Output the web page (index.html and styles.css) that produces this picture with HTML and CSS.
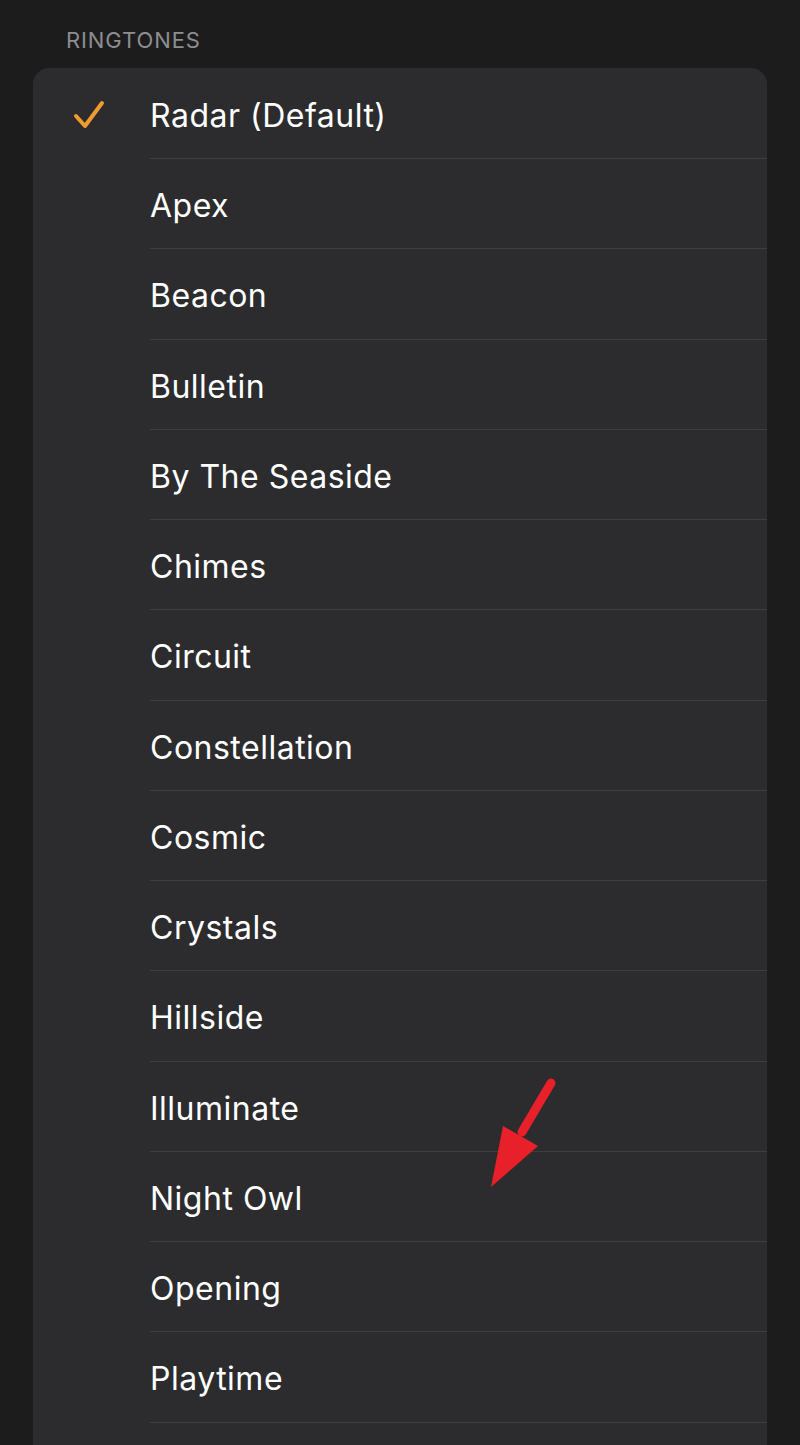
FILE: index.html
```html
<!DOCTYPE html>
<html>
<head>
<meta charset="utf-8">
<link rel="stylesheet" href="styles.css">
</head>
<body>
<div class="page">
  <div class="section-title">RINGTONES</div>
  <div class="card">
    <div class="row">
      <div class="check">
        <svg width="34" height="30" viewBox="0 0 34 30"><path d="M3 16 L12 26 L29 3" fill="none" stroke="#f19a2f" stroke-width="4" stroke-linecap="round" stroke-linejoin="round"/></svg>
      </div>
      <div class="label">Radar (Default)</div>
    </div>
    <div class="row"><div class="check"></div><div class="label">Apex</div></div>
    <div class="row"><div class="check"></div><div class="label">Beacon</div></div>
    <div class="row"><div class="check"></div><div class="label">Bulletin</div></div>
    <div class="row"><div class="check"></div><div class="label">By The Seaside</div></div>
    <div class="row"><div class="check"></div><div class="label">Chimes</div></div>
    <div class="row"><div class="check"></div><div class="label">Circuit</div></div>
    <div class="row"><div class="check"></div><div class="label">Constellation</div></div>
    <div class="row"><div class="check"></div><div class="label">Cosmic</div></div>
    <div class="row"><div class="check"></div><div class="label">Crystals</div></div>
    <div class="row"><div class="check"></div><div class="label">Hillside</div></div>
    <div class="row"><div class="check"></div><div class="label">Illuminate</div></div>
    <div class="row"><div class="check"></div><div class="label">Night Owl</div></div>
    <div class="row"><div class="check"></div><div class="label">Opening</div></div>
    <div class="row"><div class="check"></div><div class="label">Playtime</div></div>
    <div class="spacer"></div>
  </div>
  <svg class="arrow" width="800" height="1445" viewBox="0 0 800 1445">
    <line x1="551" y1="1083" x2="522" y2="1132" stroke="#e8202a" stroke-width="9" stroke-linecap="round"/>
    <polygon points="503,1126 538,1146 491,1187" fill="#e8202a"/>
  </svg>
</div>
</body>
</html>
```
FILE: styles.css
```css
html, body {
  margin: 0;
  padding: 0;
  background: #1c1c1c;
}
.page {
  position: relative;
  width: 800px;
  height: 1445px;
  overflow: hidden;
  font-family: Inter, "Noto Sans", sans-serif;
}
.section-title {
  padding: 27px 0 0 66px;
  height: 68px;
  box-sizing: border-box;
  font-size: 22px;
  line-height: 26px;
  color: #8d8d92;
  letter-spacing: 0.9px;
}
.card {
  margin: 0 33px;
  padding-top: 0.75px;
  background: #2c2c2e;
  border-radius: 16px 16px 0 0;
}
.row {
  display: flex;
  align-items: stretch;
  height: 90.25px;
}
.check {
  width: 117px;
  flex: none;
  display: flex;
  align-items: center;
  padding-left: 40px;
  padding-top: 2px;
  box-sizing: border-box;
}
.label {
  flex: 1;
  display: flex;
  align-items: center;
  color: #ffffff;
  font-size: 32px;
  letter-spacing: 0.5px;
  border-bottom: 1px solid #3e3e41;
  padding-left: 0;
  padding-top: 4px;
}
.spacer {
  height: 40px;
}
.arrow {
  position: absolute;
  left: 0;
  top: 0;
  pointer-events: none;
}
```
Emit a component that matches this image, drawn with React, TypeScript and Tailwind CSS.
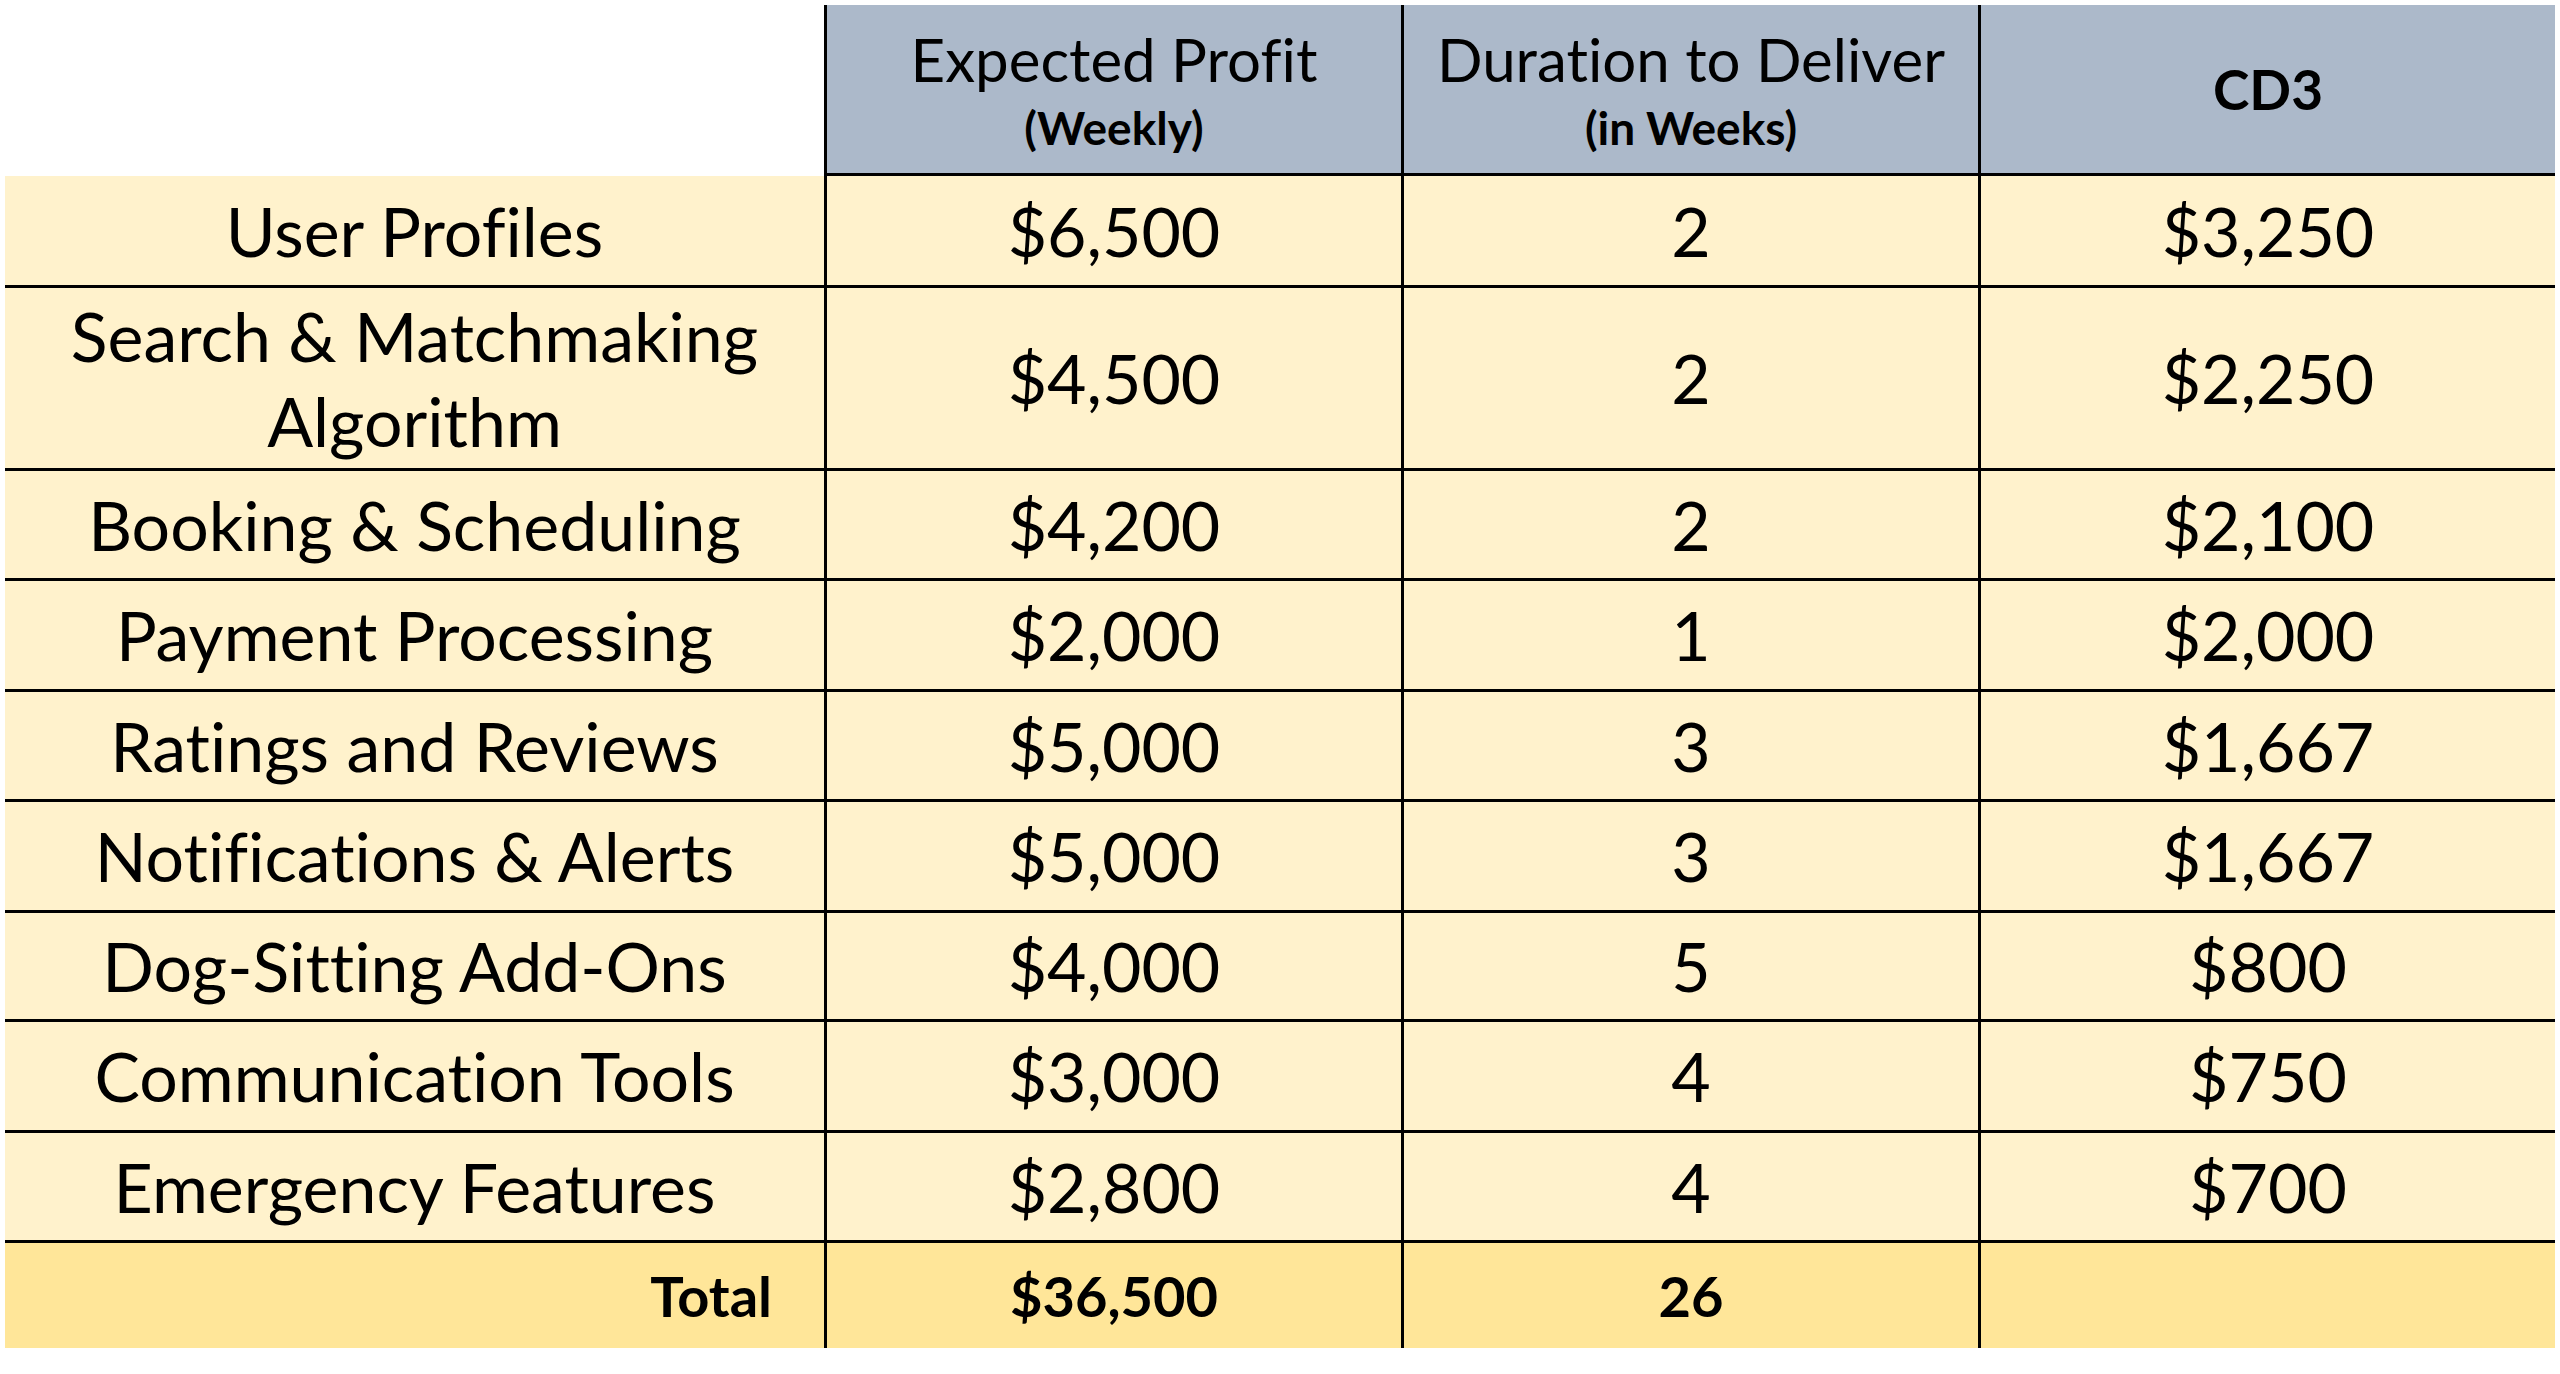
import React from "react";

type Row = { name: string[]; profit: string; dur: string; cd3: string; h: string };

const rows: Row[] = [
  { name: ["User Profiles"], profit: "$6,500", dur: "2", cd3: "$3,250", h: "h-[112px]" },
  { name: ["Search & Matchmaking", "Algorithm"], profit: "$4,500", dur: "2", cd3: "$2,250", h: "h-[183px]" },
  { name: ["Booking & Scheduling"], profit: "$4,200", dur: "2", cd3: "$2,100", h: "h-[110px]" },
  { name: ["Payment Processing"], profit: "$2,000", dur: "1", cd3: "$2,000", h: "h-[111px]" },
  { name: ["Ratings and Reviews"], profit: "$5,000", dur: "3", cd3: "$1,667", h: "h-[110px]" },
  { name: ["Notifications & Alerts"], profit: "$5,000", dur: "3", cd3: "$1,667", h: "h-[111px]" },
  { name: ["Dog-Sitting Add-Ons"], profit: "$4,000", dur: "5", cd3: "$800", h: "h-[109px]" },
  { name: ["Communication Tools"], profit: "$3,000", dur: "4", cd3: "$750", h: "h-[111px]" },
  { name: ["Emergency Features"], profit: "$2,800", dur: "4", cd3: "$700", h: "h-[110px]" },
];

export default function App() {
  return (
    <div className="w-[2560px] h-[1374px] bg-white pt-[5px] pl-[5px] text-black font-[Lato,sans-serif] [font-variant-ligatures:none] overflow-hidden">
      {/* Header */}
      <div className="flex h-[168px]">
        <div className="w-[819px] shrink-0" />
        <div className="w-[577px] shrink-0 border-l-[3px] border-black bg-[#ACB9CA] flex flex-col items-center pt-[20px]">
          <div className="text-[60px] leading-[68px]">Expected Profit</div>
          <div className="text-[46px] leading-[48px] font-bold mt-[11px]">(Weekly)</div>
        </div>
        <div className="w-[577px] shrink-0 border-l-[3px] border-black bg-[#ACB9CA] flex flex-col items-center pt-[20px]">
          <div className="text-[60px] leading-[68px]">Duration to Deliver</div>
          <div className="text-[46px] leading-[48px] font-bold mt-[11px]">(in Weeks)</div>
        </div>
        <div className="w-[577px] shrink-0 border-l-[3px] border-black bg-[#ACB9CA] flex items-center justify-center">
          <div className="text-[55px] leading-none font-bold">CD3</div>
        </div>
      </div>

      {/* Data rows */}
      {rows.map((r, i) => (
        <div key={i} className={`flex ${r.h}`}>
          <div
            className={
              i === 0
                ? "w-[819px] shrink-0 border-t-[3px] border-transparent bg-clip-padding bg-[#FFF2CC] flex flex-col items-center justify-center text-[68px]"
                : "w-[819px] shrink-0 border-t-[3px] border-black bg-[#FFF2CC] flex flex-col items-center justify-center text-[68px]"
            }
          >
            {r.name.map((n, j) => (
              <div key={j} className={r.name.length > 1 ? "leading-[85px]" : "leading-none"}>
                {n}
              </div>
            ))}
          </div>
          <div className="w-[577px] shrink-0 border-t-[3px] border-l-[3px] border-black bg-[#FFF2CC] flex items-center justify-center text-[68px] leading-none">
            {r.profit}
          </div>
          <div className="w-[577px] shrink-0 border-t-[3px] border-l-[3px] border-black bg-[#FFF2CC] flex items-center justify-center text-[68px] leading-none">
            {r.dur}
          </div>
          <div className="w-[577px] shrink-0 border-t-[3px] border-l-[3px] border-black bg-[#FFF2CC] flex items-center justify-center text-[68px] leading-none">
            {r.cd3}
          </div>
        </div>
      ))}

      {/* Total row */}
      <div className="flex h-[108px] font-bold text-[56px] leading-none">
        <div className="w-[819px] shrink-0 border-t-[3px] border-black bg-[#FFE699] flex items-center justify-end pr-[52px]">
          Total
        </div>
        <div className="w-[577px] shrink-0 border-t-[3px] border-l-[3px] border-black bg-[#FFE699] flex items-center justify-center">
          $36,500
        </div>
        <div className="w-[577px] shrink-0 border-t-[3px] border-l-[3px] border-black bg-[#FFE699] flex items-center justify-center">
          26
        </div>
        <div className="w-[577px] shrink-0 border-t-[3px] border-l-[3px] border-black bg-[#FFE699]" />
      </div>
    </div>
  );
}
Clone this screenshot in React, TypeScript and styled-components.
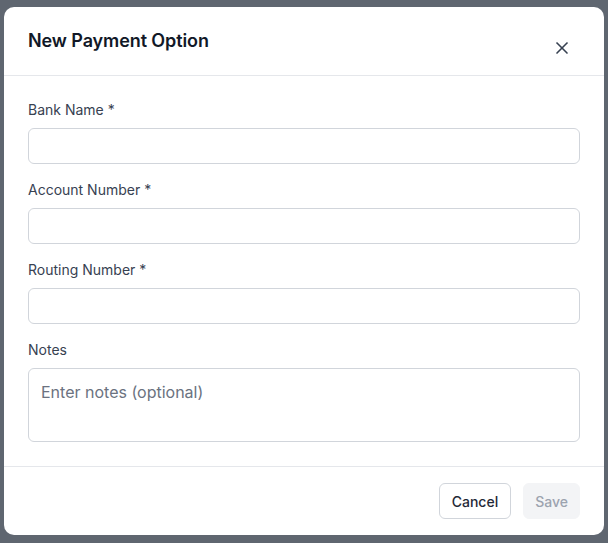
import React from "react";
import styled, { createGlobalStyle } from "styled-components";

const Global = createGlobalStyle`
  html, body { margin: 0; padding: 0; }
  body {
    background: #5f6670;
    font-family: Inter, "Noto Sans", sans-serif;
    -webkit-font-smoothing: antialiased;
  }
  * { box-sizing: border-box; }
`;

const Page = styled.div`
  width: 608px;
  height: 543px;
  padding: 7px 4px;
  display: flex;
  align-items: flex-start;
  justify-content: center;
`;

const Dialog = styled.div`
  width: 600px;
  background: #ffffff;
  border-radius: 10px;
  display: flex;
  flex-direction: column;
  overflow: hidden;
`;

const Header = styled.div`
  display: flex;
  align-items: center;
  justify-content: space-between;
  height: 69px;
  padding: 0 24px;
  border-bottom: 1px solid #e5e7eb;
`;

const Title = styled.h2`
  margin: 0;
  font-size: 18px;
  line-height: 28px;
  font-weight: 600;
  color: #111827;
  letter-spacing: -0.1px;
`;

const CloseButton = styled.button`
  width: 28px;
  height: 28px;
  margin: 7px 4px -7px 0;
  border: none;
  background: transparent;
  display: flex;
  align-items: center;
  justify-content: center;
  color: #374151;
  padding: 0;
  cursor: pointer;
`;

const Body = styled.div`
  padding: 24px;
  display: flex;
  flex-direction: column;
  gap: 16px;
`;

const Field = styled.div`
  display: flex;
  flex-direction: column;
  gap: 8px;
`;

const Label = styled.label`
  font-size: 14px;
  line-height: 20px;
  font-weight: 400;
  color: #374151;
`;

const Input = styled.input`
  height: 36px;
  width: 100%;
  border: 1px solid #d1d5db;
  border-radius: 6px;
  padding: 0 12px;
  font-family: inherit;
  font-size: 16px;
  background: #fff;
  outline: none;
`;

const TextArea = styled.textarea`
  height: 74px;
  width: 100%;
  border: 1px solid #d1d5db;
  border-radius: 6px;
  padding: 11px 12px;
  font-family: inherit;
  font-size: 16px;
  line-height: 24px;
  resize: none;
  outline: none;
  color: #111827;
  &::placeholder {
    color: #6b7280;
  }
`;

const Footer = styled.div`
  display: flex;
  justify-content: flex-end;
  gap: 12px;
  padding: 16px 24px;
  border-top: 1px solid #e5e7eb;
`;

const Button = styled.button<{ $variant: "outline" | "disabled" }>`
  height: 36px;
  padding: 0 ${(p) => (p.$variant === "outline" ? "12px" : "11px")};
  border-radius: 6px;
  font-family: inherit;
  font-size: 14px;
  font-weight: 500;
  border: 1px solid ${(p) => (p.$variant === "outline" ? "#d1d5db" : "#f3f4f6")};
  background: ${(p) => (p.$variant === "outline" ? "#ffffff" : "#f3f4f6")};
  color: ${(p) => (p.$variant === "outline" ? "#1f2937" : "#9ca3af")};
`;

export default function App() {
  return (
    <>
      <Global />
      <Page>
        <Dialog>
          <Header>
            <Title>New Payment Option</Title>
            <CloseButton aria-label="Close">
              <svg width="20" height="20" viewBox="0 0 24 24" fill="none" stroke="currentColor" strokeWidth="2" strokeLinecap="round">
                <path d="M18 6 6 18" />
                <path d="m6 6 12 12" />
              </svg>
            </CloseButton>
          </Header>
          <Body>
            <Field>
              <Label>Bank Name *</Label>
              <Input />
            </Field>
            <Field>
              <Label>Account Number *</Label>
              <Input />
            </Field>
            <Field>
              <Label>Routing Number *</Label>
              <Input />
            </Field>
            <Field>
              <Label>Notes</Label>
              <TextArea placeholder="Enter notes (optional)" />
            </Field>
          </Body>
          <Footer>
            <Button $variant="outline">Cancel</Button>
            <Button $variant="disabled" disabled>Save</Button>
          </Footer>
        </Dialog>
      </Page>
    </>
  );
}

# Your task
Give back the exact lines above, running from the one that has "Emit a component" through the one that has "string[]; profit: string;", with nothing added and no pictures.

# Correct answer
Emit a component that matches this image, drawn with React, TypeScript and Tailwind CSS.
import React from "react";

type Row = { name: string[]; profit: string; dur: string; cd3: string; h: string };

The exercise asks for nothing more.